It is pretty clear by now that many NoSQL stores have decided to rely on a 3rd party tool for full text indexing, the favorites so far being Lucene and Solr.
While some of these integration libraries are going with the default Lucene storage, others have picked a different route: persisting the Lucene index in a NoSQL store.
The first time we’ve heard about this approach was with the CouchDB indexer prototype which was storing the indexes directly in CouchDB. Now it is Cassandra’s turn to persist Lucene indexes and that’s exactly what Lucandra library is proposing:
Lucandra is a Cassandra backend for Lucene. Since Cassandra’s original use within Facebook was for search, integrating Lucene with Cassandra seemed like a “no brainer”.
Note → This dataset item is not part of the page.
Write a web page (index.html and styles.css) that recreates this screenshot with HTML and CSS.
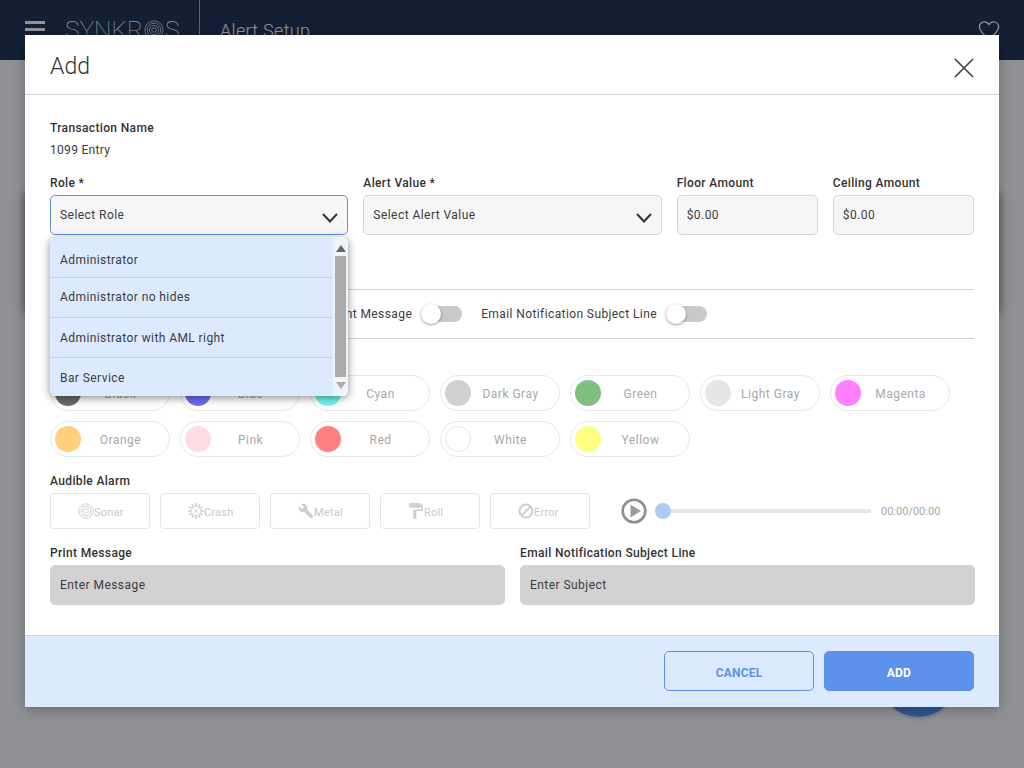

In case you are wondering what the advantages are, I would remind you some of the Cassandra’s characteristics: scalable, highly available, elastic, fault tolerant, eventually consistent. Using Lucandra will bring you all these, at a small price (note: please check the comment thread for other drawbacks of this approach):
There is a impact on Lucandra searches when compared to native Lucene searches. In our testing we see Lucandra’s
IndexReader is ~10% slower, than the default
IndexReader. However, this is still quite acceptable to us given what you get in return.
For writes Lucandra is comparatively slow to regular Lucene, since every term is effectively written under its own key. Luckily, this will be fixed in the next version of Cassandra, which will allow batched writes for keys.
I’d be very interested to hear if, except Sparse.ly, anyone else is using Lucandra in production.